START Listed entries

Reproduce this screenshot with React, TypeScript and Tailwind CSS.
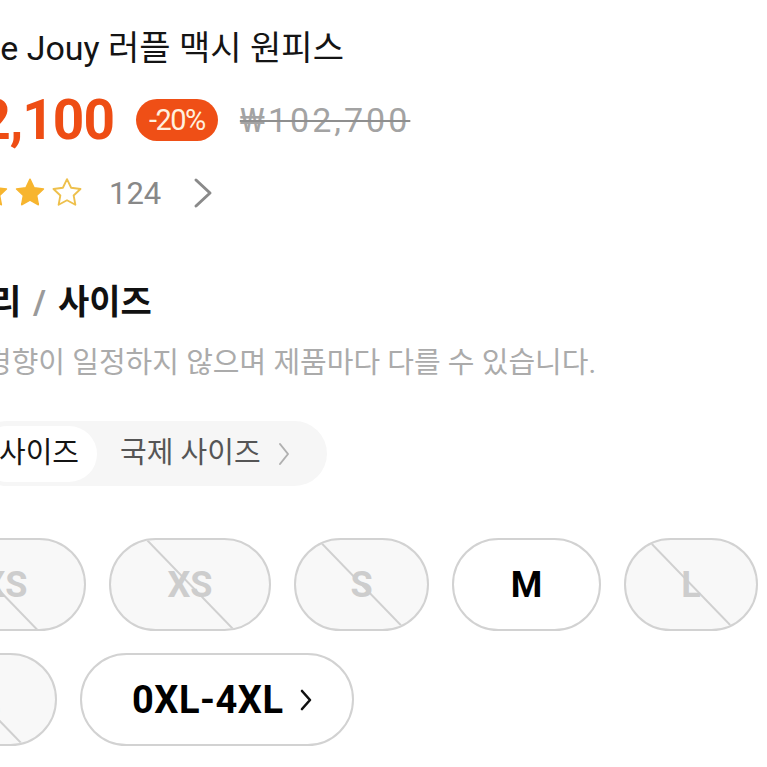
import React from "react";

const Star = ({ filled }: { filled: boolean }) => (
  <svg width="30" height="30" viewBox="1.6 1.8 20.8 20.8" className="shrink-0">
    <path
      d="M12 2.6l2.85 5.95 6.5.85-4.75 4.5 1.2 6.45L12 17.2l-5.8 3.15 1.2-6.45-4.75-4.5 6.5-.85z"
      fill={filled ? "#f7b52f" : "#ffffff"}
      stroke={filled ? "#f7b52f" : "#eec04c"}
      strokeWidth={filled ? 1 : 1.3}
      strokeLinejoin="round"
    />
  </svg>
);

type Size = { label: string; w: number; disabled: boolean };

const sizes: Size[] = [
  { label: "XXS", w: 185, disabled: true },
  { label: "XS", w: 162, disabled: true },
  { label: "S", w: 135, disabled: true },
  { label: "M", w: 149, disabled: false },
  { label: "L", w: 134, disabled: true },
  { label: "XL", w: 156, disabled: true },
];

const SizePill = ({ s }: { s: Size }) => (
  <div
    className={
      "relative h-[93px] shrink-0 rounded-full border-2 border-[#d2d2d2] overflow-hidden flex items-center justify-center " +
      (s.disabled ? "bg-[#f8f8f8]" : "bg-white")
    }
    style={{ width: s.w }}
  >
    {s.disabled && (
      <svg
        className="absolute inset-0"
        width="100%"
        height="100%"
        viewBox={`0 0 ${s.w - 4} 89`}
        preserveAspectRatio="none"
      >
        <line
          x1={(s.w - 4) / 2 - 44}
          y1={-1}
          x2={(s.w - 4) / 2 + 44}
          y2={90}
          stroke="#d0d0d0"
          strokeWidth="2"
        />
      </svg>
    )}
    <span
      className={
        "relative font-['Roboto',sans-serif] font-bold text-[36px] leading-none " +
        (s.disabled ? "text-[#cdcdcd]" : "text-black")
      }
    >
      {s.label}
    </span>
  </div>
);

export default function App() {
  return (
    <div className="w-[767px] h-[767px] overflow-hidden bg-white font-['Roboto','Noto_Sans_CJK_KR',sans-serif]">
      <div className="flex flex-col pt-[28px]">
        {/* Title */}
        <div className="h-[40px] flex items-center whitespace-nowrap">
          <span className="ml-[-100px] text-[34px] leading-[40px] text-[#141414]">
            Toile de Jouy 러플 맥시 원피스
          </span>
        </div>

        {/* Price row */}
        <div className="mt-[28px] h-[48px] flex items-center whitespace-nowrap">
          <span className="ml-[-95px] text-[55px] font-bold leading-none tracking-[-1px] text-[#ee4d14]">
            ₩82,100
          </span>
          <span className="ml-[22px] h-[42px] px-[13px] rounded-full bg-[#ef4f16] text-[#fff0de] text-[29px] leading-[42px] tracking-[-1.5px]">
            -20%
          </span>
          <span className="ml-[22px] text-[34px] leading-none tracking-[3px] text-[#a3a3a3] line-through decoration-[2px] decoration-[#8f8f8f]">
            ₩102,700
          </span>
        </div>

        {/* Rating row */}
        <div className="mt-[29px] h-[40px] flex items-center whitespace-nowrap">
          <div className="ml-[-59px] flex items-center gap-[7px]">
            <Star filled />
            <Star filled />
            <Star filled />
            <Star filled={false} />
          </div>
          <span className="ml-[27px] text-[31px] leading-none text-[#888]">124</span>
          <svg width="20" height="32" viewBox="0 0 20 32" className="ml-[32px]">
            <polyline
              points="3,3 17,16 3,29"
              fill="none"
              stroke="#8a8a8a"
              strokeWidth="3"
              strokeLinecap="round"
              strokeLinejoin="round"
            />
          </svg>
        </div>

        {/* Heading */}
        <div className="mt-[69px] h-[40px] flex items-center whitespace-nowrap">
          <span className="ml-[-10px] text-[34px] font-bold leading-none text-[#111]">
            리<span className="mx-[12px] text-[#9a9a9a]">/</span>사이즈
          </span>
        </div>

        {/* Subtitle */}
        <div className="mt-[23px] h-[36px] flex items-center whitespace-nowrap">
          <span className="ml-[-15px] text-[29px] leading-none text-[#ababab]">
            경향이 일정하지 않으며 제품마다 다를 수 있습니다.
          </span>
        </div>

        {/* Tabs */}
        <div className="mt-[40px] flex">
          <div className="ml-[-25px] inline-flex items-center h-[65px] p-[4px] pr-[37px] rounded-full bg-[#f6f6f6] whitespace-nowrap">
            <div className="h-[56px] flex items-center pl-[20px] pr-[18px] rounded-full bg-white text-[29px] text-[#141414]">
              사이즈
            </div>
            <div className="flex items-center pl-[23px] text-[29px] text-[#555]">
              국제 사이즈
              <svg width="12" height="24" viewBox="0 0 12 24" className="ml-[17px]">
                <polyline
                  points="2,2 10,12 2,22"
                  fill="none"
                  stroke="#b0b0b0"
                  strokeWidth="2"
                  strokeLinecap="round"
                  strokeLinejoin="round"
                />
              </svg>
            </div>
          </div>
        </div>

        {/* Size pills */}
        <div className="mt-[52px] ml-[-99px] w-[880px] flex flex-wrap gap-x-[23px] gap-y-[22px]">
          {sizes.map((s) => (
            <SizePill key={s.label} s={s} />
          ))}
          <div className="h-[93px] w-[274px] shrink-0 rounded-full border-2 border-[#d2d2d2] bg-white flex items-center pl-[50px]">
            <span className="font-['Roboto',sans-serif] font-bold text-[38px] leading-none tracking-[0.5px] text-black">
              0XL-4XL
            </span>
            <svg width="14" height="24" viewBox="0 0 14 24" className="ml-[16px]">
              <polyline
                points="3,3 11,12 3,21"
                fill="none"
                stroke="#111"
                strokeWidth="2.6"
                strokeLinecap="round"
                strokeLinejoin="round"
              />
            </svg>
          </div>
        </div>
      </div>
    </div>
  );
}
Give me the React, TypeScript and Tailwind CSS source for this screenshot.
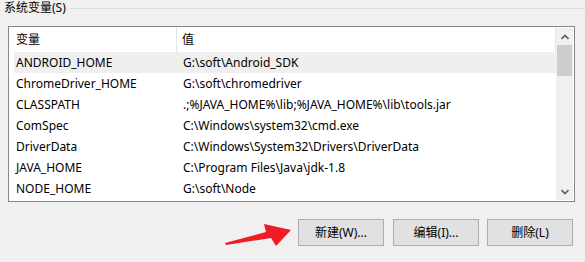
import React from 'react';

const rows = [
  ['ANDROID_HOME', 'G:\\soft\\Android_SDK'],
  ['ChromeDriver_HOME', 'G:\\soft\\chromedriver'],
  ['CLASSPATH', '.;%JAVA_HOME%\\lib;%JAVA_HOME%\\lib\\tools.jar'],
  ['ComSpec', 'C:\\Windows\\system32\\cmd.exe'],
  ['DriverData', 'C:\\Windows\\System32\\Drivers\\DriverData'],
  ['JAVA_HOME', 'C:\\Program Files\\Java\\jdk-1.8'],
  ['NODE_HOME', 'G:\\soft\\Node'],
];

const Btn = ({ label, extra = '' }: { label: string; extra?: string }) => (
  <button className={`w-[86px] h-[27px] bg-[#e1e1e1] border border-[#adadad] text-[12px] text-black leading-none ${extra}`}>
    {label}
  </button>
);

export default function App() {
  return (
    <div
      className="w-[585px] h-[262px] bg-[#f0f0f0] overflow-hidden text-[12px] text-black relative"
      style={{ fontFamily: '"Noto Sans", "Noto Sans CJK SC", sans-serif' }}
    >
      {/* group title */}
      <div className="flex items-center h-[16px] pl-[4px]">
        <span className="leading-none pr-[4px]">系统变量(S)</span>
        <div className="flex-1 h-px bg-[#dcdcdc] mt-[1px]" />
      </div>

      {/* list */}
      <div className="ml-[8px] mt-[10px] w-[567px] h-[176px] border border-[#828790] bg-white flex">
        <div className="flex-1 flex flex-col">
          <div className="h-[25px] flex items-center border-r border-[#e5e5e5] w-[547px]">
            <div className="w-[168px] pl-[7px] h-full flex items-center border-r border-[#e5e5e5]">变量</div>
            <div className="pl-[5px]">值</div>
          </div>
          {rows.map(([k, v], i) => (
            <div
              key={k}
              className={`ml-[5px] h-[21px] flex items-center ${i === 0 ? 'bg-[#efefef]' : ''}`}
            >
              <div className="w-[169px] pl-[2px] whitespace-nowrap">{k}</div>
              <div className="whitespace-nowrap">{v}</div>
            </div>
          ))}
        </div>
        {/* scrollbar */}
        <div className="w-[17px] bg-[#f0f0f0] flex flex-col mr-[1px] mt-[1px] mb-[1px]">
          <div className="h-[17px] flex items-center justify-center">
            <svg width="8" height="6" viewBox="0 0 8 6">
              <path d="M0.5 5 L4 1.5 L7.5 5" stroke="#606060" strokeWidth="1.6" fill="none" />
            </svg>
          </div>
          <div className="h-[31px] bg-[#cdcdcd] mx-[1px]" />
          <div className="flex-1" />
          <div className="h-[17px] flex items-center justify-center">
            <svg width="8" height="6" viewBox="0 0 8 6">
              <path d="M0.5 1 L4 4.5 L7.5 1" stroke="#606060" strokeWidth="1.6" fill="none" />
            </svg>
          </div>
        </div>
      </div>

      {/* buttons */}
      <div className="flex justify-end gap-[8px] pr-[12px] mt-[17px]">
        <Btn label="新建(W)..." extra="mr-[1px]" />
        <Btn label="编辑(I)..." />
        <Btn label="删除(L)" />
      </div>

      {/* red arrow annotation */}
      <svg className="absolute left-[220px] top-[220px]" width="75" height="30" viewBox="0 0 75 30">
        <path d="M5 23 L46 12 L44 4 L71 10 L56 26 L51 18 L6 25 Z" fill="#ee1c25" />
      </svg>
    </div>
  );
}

END Listed entries

Task:
Quote only what lies between the first line of the records and the line containing "string; w: number;", please, including both lines and excluding images.

The answer:
Reproduce this screenshot with React, TypeScript and Tailwind CSS.
import React from "react";

const Star = ({ filled }: { filled: boolean }) => (
  <svg width="30" height="30" viewBox="1.6 1.8 20.8 20.8" className="shrink-0">
    <path
      d="M12 2.6l2.85 5.95 6.5.85-4.75 4.5 1.2 6.45L12 17.2l-5.8 3.15 1.2-6.45-4.75-4.5 6.5-.85z"
      fill={filled ? "#f7b52f" : "#ffffff"}
      stroke={filled ? "#f7b52f" : "#eec04c"}
      strokeWidth={filled ? 1 : 1.3}
      strokeLinejoin="round"
    />
  </svg>
);

type Size = { label: string; w: number; disabled: boolean };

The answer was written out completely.